# THE REQUEST:
Copy each line of the data below exactly, leaving out pictures.
▼
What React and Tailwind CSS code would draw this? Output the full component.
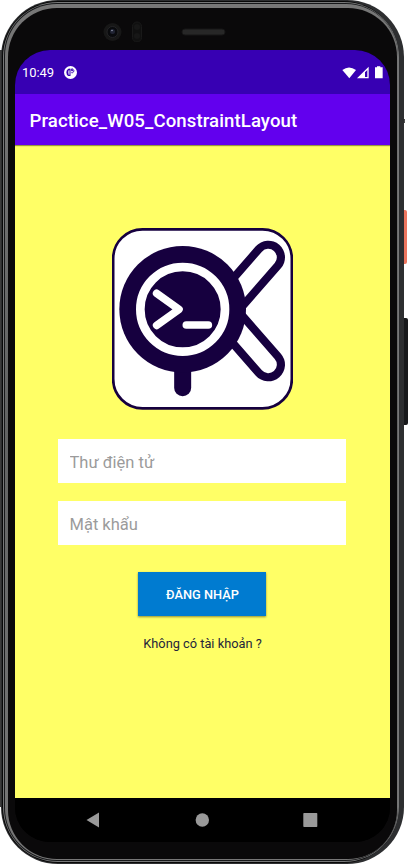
function StatusBar() {
  return (
    <div className="flex h-[44px] shrink-0 items-center justify-between bg-[#3700b3] pt-px pr-[6px] pl-[7px]">
      <div className="flex items-center gap-[10px]">
        <span className="w-[32px] pt-px text-[13px] leading-[16px] tracking-[-0.1px] text-white">10:49</span>
        <svg width="13" height="13" viewBox="0 0 39 39">
          <circle cx="19.500" cy="19.500" r="19.500" fill="#fff" />
          <path d="M18 8H13Q7 12 7 19Q7 27 13 30H18V26H14Q11 20 14 13H18Z" fill="#3700b3" />
          <path d="M18 8V30M22 9H27V14H22ZM22 20H26Q30 18 30 13" fill="none" stroke="#3700b3" strokeWidth="3" />
        </svg>
      </div>
      <svg width="42" height="14" viewBox="0 0 126 42" fill="#fff">
        <path d="M1 12Q21-3 42 12L22 37Z" />
        <path fillRule="evenodd" d="M45 37L80 2V37ZM69 19V33H76V12Z" />
        <path d="M99 4h6V1h10v3h7v33H99Z" />
      </svg>
    </div>
  );
}

function Logo() {
  return (
    <svg width="181" height="182" viewBox="36 24 543 546" className="shrink-0">
      <rect x="39.500" y="28" width="536" height="537" rx="88" fill="#fff" stroke="#16003f" strokeWidth="8" />
      <g strokeLinecap="round" fill="none">
        <path d="M505 112L374 262M505 434L374 284" stroke="#16003f" strokeWidth="100" />
        <path d="M505 112L374 262M505 434L374 284" stroke="#fff" strokeWidth="51" />
        <path d="M248 430V503" stroke="#16003f" strokeWidth="51" />
        <circle cx="248" cy="268" r="190" fill="#16003f" />
        <circle cx="248" cy="268" r="127" stroke="#fff" strokeWidth="26" />
        <path d="M170 220L237 268L170 316M259 315H325" stroke="#fff" strokeWidth="23" strokeLinejoin="round" />
      </g>
    </svg>
  );
}

function Field({ label, type }) {
  return (
    <input
      type={type}
      placeholder={label}
      className="block h-[44px] w-[288px] shrink-0 bg-white pt-[2px] pr-3 pl-[11.500px] text-[16.500px] outline-none placeholder:text-[#9b9b9b]"
    />
  );
}

function NavigationBar() {
  return (
    <div className="flex h-[44px] shrink-0 items-center bg-black pl-[71px]">
      <svg width="232" height="16" viewBox="0 0 232 16" fill="#999">
        <path d="M0.500 8L13 0.500V15.500Z" />
        <circle cx="116.300" cy="8" r="6.700" />
        <rect x="217.300" y="1" width="14" height="14" rx="0.700" />
      </svg>
    </div>
  );
}

export default function App() {
  return (
    <div className="relative h-[865px] w-[408px] overflow-hidden bg-white font-['Roboto','Noto_Sans',sans-serif]">
      <div className="absolute top-[50px] left-0 h-[757px] w-[4px] bg-[#3b3b3b]" />
      <div className="absolute top-[210px] left-[403px] h-[54px] w-[4px] rounded-r-[2px] bg-[#ed765f]" />
      <div className="absolute top-[318px] left-[403px] h-[107px] w-[5px] rounded-r-[2px] bg-[#18191b]" />
      <div className="absolute top-[119px] left-[403px] h-[4px] w-[2px] bg-[#555]" />
      <div className="relative ml-px flex h-[864px] w-[403px] flex-col rounded-[57px] bg-[#2d2e30] pt-[1px] pr-[5px] pb-[1px] pl-[1px]">
        <div className="flex flex-1 flex-col rounded-[56px] bg-[#080808] pt-px pb-px pl-px">
          <div className="flex flex-1 flex-col rounded-[55px] bg-[#777879] pt-px pr-[1px] pb-px pl-px">
            <div className="flex flex-1 flex-col rounded-[53px] bg-[#17181a] pt-px pb-px pl-px">
              <div className="flex flex-1 flex-col rounded-[52px] bg-linear-to-b from-[#777] via-[#626363] to-[#777] pt-[4px] pr-px pb-px pl-[3px]">
                <div className="flex flex-1 flex-col rounded-[49px] bg-[#0a090a] pl-[7px]">
                  <div className="flex h-[42px] shrink-0 items-center pt-px pl-[88px]">
                    <svg width="124" height="24" viewBox="0 0 124 24">
                      <circle cx="9.500" cy="14" r="9" fill="#171717" />
                      <circle cx="9.500" cy="14" r="5.500" fill="#090a0d" stroke="#242426" />
                      <circle cx="9.500" cy="13.500" r="2.500" fill="#202333" />
                      <circle cx="9" cy="12.500" r="0.800" fill="#9099ae" />
                      <rect x="29.500" y="4" width="9" height="20" rx="4.500" fill="#101010" stroke="#191919" />
                      <circle cx="34" cy="9" r="3" fill="#171717" />
                      <circle cx="34" cy="18" r="3" fill="#171717" />
                      <rect x="79" y="11" width="43" height="6" rx="3" fill="#272727" stroke="#171717" />
                    </svg>
                  </div>
                  <main className="flex h-[792px] w-[375px] shrink-0 flex-col overflow-hidden rounded-t-[35px] rounded-b-[35px] bg-black">
                    <StatusBar />
                    <header className="z-10 flex h-[51px] shrink-0 items-center bg-[#6200ee] pt-[3px] pl-[14.500px] shadow-[0_1px_1px_rgba(0,0,0,.4)]">
                      <h1 className="text-[18.600px] leading-[24px] font-medium tracking-[0.100px] whitespace-nowrap text-white">Practice_W05_ConstraintLayout</h1>
                    </header>
                    <section className="flex h-[653px] shrink-0 flex-col items-center bg-[#ffff66] pt-[83px]">
                      <Logo />
                      <form className="mt-[29px] mr-px flex flex-col items-center" onSubmit={(event) => event.preventDefault()}>
                        <div className="flex flex-col gap-[18px]">
                          <Field label="Thư điện tử" type="text" />
                          <Field label="Mật khẩu" type="password" />
                        </div>
                        <button className="mt-[27px] h-[44px] w-[128px] bg-[#007bd0] pt-px pl-px text-[12.800px] font-medium text-white shadow-[0_1px_2px_rgba(0,0,0,.45)]">ĐĂNG NHẬP</button>
                      </form>
                      <p className="mt-[19px] text-[12.800px] leading-[18px] whitespace-nowrap text-[#25253a]">Không có tài khoản ?</p>
                    </section>
                    <NavigationBar />
                  </main>
                </div>
              </div>
            </div>
          </div>
        </div>
      </div>
    </div>
  );
}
▲
# SOLUTION TO THIS EXERCISE:
What React and Tailwind CSS code would draw this? Output the full component.
function StatusBar() {
  return (
    <div className="flex h-[44px] shrink-0 items-center justify-between bg-[#3700b3] pt-px pr-[6px] pl-[7px]">
      <div className="flex items-center gap-[10px]">
        <span className="w-[32px] pt-px text-[13px] leading-[16px] tracking-[-0.1px] text-white">10:49</span>
        <svg width="13" height="13" viewBox="0 0 39 39">
          <circle cx="19.500" cy="19.500" r="19.500" fill="#fff" />
          <path d="M18 8H13Q7 12 7 19Q7 27 13 30H18V26H14Q11 20 14 13H18Z" fill="#3700b3" />
          <path d="M18 8V30M22 9H27V14H22ZM22 20H26Q30 18 30 13" fill="none" stroke="#3700b3" strokeWidth="3" />
        </svg>
      </div>
      <svg width="42" height="14" viewBox="0 0 126 42" fill="#fff">
        <path d="M1 12Q21-3 42 12L22 37Z" />
        <path fillRule="evenodd" d="M45 37L80 2V37ZM69 19V33H76V12Z" />
        <path d="M99 4h6V1h10v3h7v33H99Z" />
      </svg>
    </div>
  );
}

function Logo() {
  return (
    <svg width="181" height="182" viewBox="36 24 543 546" className="shrink-0">
      <rect x="39.500" y="28" width="536" height="537" rx="88" fill="#fff" stroke="#16003f" strokeWidth="8" />
      <g strokeLinecap="round" fill="none">
        <path d="M505 112L374 262M505 434L374 284" stroke="#16003f" strokeWidth="100" />
        <path d="M505 112L374 262M505 434L374 284" stroke="#fff" strokeWidth="51" />
        <path d="M248 430V503" stroke="#16003f" strokeWidth="51" />
        <circle cx="248" cy="268" r="190" fill="#16003f" />
        <circle cx="248" cy="268" r="127" stroke="#fff" strokeWidth="26" />
        <path d="M170 220L237 268L170 316M259 315H325" stroke="#fff" strokeWidth="23" strokeLinejoin="round" />
      </g>
    </svg>
  );
}

function Field({ label, type }) {
  return (
    <input
      type={type}
      placeholder={label}
      className="block h-[44px] w-[288px] shrink-0 bg-white pt-[2px] pr-3 pl-[11.500px] text-[16.500px] outline-none placeholder:text-[#9b9b9b]"
    />
  );
}

function NavigationBar() {
  return (
    <div className="flex h-[44px] shrink-0 items-center bg-black pl-[71px]">
      <svg width="232" height="16" viewBox="0 0 232 16" fill="#999">
        <path d="M0.500 8L13 0.500V15.500Z" />
        <circle cx="116.300" cy="8" r="6.700" />
        <rect x="217.300" y="1" width="14" height="14" rx="0.700" />
      </svg>
    </div>
  );
}

export default function App() {
  return (
    <div className="relative h-[865px] w-[408px] overflow-hidden bg-white font-['Roboto','Noto_Sans',sans-serif]">
      <div className="absolute top-[50px] left-0 h-[757px] w-[4px] bg-[#3b3b3b]" />
      <div className="absolute top-[210px] left-[403px] h-[54px] w-[4px] rounded-r-[2px] bg-[#ed765f]" />
      <div className="absolute top-[318px] left-[403px] h-[107px] w-[5px] rounded-r-[2px] bg-[#18191b]" />
      <div className="absolute top-[119px] left-[403px] h-[4px] w-[2px] bg-[#555]" />
      <div className="relative ml-px flex h-[864px] w-[403px] flex-col rounded-[57px] bg-[#2d2e30] pt-[1px] pr-[5px] pb-[1px] pl-[1px]">
        <div className="flex flex-1 flex-col rounded-[56px] bg-[#080808] pt-px pb-px pl-px">
          <div className="flex flex-1 flex-col rounded-[55px] bg-[#777879] pt-px pr-[1px] pb-px pl-px">
            <div className="flex flex-1 flex-col rounded-[53px] bg-[#17181a] pt-px pb-px pl-px">
              <div className="flex flex-1 flex-col rounded-[52px] bg-linear-to-b from-[#777] via-[#626363] to-[#777] pt-[4px] pr-px pb-px pl-[3px]">
                <div className="flex flex-1 flex-col rounded-[49px] bg-[#0a090a] pl-[7px]">
                  <div className="flex h-[42px] shrink-0 items-center pt-px pl-[88px]">
                    <svg width="124" height="24" viewBox="0 0 124 24">
                      <circle cx="9.500" cy="14" r="9" fill="#171717" />
                      <circle cx="9.500" cy="14" r="5.500" fill="#090a0d" stroke="#242426" />
                      <circle cx="9.500" cy="13.500" r="2.500" fill="#202333" />
                      <circle cx="9" cy="12.500" r="0.800" fill="#9099ae" />
                      <rect x="29.500" y="4" width="9" height="20" rx="4.500" fill="#101010" stroke="#191919" />
                      <circle cx="34" cy="9" r="3" fill="#171717" />
                      <circle cx="34" cy="18" r="3" fill="#171717" />
                      <rect x="79" y="11" width="43" height="6" rx="3" fill="#272727" stroke="#171717" />
                    </svg>
                  </div>
                  <main className="flex h-[792px] w-[375px] shrink-0 flex-col overflow-hidden rounded-t-[35px] rounded-b-[35px] bg-black">
                    <StatusBar />
                    <header className="z-10 flex h-[51px] shrink-0 items-center bg-[#6200ee] pt-[3px] pl-[14.500px] shadow-[0_1px_1px_rgba(0,0,0,.4)]">
                      <h1 className="text-[18.600px] leading-[24px] font-medium tracking-[0.100px] whitespace-nowrap text-white">Practice_W05_ConstraintLayout</h1>
                    </header>
                    <section className="flex h-[653px] shrink-0 flex-col items-center bg-[#ffff66] pt-[83px]">
                      <Logo />
                      <form className="mt-[29px] mr-px flex flex-col items-center" onSubmit={(event) => event.preventDefault()}>
                        <div className="flex flex-col gap-[18px]">
                          <Field label="Thư điện tử" type="text" />
                          <Field label="Mật khẩu" type="password" />
                        </div>
                        <button className="mt-[27px] h-[44px] w-[128px] bg-[#007bd0] pt-px pl-px text-[12.800px] font-medium text-white shadow-[0_1px_2px_rgba(0,0,0,.45)]">ĐĂNG NHẬP</button>
                      </form>
                      <p className="mt-[19px] text-[12.800px] leading-[18px] whitespace-nowrap text-[#25253a]">Không có tài khoản ?</p>
                    </section>
                    <NavigationBar />
                  </main>
                </div>
              </div>
            </div>
          </div>
        </div>
      </div>
    </div>
  );
}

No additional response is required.